— start of PROVIDED RECORDS —

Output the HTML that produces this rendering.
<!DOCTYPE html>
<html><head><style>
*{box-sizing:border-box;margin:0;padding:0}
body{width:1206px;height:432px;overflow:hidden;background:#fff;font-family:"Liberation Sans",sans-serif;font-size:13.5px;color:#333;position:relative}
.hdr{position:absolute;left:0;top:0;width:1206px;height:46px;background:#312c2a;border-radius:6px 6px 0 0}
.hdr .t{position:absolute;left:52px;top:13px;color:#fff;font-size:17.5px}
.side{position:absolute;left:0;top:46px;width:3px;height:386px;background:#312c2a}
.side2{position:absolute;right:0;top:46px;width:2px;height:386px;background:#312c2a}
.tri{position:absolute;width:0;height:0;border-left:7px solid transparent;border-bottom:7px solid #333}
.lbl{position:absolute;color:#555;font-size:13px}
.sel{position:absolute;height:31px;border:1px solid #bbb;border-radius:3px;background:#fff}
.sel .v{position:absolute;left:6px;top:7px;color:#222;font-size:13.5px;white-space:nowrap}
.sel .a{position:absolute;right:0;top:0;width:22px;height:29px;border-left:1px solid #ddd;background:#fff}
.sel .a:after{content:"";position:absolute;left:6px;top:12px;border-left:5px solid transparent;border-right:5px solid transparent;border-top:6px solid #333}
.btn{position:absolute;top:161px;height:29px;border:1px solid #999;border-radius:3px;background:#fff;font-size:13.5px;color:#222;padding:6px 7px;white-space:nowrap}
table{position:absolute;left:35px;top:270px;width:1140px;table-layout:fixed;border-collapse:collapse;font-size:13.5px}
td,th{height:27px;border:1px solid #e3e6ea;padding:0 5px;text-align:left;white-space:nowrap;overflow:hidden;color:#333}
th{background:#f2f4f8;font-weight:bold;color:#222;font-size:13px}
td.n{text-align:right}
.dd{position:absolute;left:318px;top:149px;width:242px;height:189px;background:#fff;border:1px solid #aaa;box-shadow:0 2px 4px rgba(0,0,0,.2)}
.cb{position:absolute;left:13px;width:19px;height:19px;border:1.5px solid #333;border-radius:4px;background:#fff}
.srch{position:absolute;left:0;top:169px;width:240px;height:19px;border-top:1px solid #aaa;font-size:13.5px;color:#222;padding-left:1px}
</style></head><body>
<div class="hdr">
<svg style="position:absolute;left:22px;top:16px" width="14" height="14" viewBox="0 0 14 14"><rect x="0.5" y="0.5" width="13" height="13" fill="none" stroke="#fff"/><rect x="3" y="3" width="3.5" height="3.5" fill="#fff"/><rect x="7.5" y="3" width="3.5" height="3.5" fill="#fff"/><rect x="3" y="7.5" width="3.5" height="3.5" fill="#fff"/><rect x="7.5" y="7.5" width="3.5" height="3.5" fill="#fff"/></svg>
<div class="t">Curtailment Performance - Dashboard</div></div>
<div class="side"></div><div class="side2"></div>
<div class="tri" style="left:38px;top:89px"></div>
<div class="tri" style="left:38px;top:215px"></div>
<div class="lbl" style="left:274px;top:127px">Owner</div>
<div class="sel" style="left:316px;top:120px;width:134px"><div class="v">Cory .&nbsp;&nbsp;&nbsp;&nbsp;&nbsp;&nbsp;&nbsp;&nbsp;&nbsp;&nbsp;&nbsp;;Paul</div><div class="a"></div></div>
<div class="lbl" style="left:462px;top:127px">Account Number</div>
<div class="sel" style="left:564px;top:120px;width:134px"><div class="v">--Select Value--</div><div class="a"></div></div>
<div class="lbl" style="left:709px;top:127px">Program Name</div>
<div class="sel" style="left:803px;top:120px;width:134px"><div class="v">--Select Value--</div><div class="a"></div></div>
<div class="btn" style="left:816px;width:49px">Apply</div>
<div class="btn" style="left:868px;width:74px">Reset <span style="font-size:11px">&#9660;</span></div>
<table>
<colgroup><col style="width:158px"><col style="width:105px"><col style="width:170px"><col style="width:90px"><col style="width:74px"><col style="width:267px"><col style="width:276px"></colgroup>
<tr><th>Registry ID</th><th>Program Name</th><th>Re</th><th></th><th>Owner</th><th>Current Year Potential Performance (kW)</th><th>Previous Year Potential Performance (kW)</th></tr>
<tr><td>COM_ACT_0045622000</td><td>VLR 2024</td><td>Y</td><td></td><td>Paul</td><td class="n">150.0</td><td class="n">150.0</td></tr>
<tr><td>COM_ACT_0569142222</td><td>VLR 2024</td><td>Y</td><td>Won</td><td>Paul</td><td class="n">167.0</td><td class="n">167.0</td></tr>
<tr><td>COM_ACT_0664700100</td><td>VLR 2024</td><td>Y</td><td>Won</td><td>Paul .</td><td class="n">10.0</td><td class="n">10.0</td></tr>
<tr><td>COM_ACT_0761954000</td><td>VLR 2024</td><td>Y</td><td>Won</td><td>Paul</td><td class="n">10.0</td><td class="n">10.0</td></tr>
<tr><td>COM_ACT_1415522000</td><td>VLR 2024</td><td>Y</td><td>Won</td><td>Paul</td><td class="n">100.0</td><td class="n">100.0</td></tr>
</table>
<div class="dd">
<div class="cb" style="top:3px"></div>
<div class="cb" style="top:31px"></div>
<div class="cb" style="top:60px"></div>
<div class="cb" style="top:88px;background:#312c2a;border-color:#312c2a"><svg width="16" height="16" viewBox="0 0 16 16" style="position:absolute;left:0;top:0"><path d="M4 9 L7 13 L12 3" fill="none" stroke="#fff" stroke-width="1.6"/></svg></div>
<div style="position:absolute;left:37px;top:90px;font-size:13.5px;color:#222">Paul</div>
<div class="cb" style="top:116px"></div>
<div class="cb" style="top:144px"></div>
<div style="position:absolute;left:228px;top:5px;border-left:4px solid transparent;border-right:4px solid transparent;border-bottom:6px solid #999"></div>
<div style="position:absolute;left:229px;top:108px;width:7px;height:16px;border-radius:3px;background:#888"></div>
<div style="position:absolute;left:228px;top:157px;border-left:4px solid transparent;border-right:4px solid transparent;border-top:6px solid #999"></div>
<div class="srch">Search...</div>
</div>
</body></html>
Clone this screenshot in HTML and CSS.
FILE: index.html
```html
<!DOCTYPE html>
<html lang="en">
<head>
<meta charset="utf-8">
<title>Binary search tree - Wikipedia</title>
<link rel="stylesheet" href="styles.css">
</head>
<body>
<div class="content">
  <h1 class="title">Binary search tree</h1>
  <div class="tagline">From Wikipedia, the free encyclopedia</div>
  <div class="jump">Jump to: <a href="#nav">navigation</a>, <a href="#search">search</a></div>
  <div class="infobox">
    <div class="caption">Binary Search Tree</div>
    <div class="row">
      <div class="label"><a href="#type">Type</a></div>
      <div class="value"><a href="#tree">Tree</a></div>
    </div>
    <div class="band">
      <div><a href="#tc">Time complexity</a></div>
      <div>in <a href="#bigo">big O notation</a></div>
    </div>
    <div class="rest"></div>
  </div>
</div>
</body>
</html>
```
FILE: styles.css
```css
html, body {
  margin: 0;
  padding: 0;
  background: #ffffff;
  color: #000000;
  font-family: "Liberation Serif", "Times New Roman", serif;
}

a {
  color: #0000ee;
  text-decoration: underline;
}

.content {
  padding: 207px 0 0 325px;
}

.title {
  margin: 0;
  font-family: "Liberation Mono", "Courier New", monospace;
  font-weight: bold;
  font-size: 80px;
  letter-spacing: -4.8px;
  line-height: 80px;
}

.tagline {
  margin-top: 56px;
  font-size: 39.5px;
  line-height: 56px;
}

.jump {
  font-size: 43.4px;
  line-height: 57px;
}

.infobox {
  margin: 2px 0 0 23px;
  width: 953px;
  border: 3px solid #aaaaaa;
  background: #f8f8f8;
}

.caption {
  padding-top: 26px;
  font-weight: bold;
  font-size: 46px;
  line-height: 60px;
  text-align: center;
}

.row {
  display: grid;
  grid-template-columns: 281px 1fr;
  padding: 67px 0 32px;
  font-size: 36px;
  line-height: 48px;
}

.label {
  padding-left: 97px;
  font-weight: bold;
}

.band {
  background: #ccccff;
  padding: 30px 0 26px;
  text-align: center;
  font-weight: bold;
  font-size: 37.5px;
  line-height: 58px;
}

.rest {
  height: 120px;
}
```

— end of PROVIDED RECORDS —

**EXERCISE DIRECTIONS**
Using the data above, copy each line that contains "this".

**COMPLETE RESPONSE**
Output the HTML that produces this rendering.
Clone this screenshot in HTML and CSS.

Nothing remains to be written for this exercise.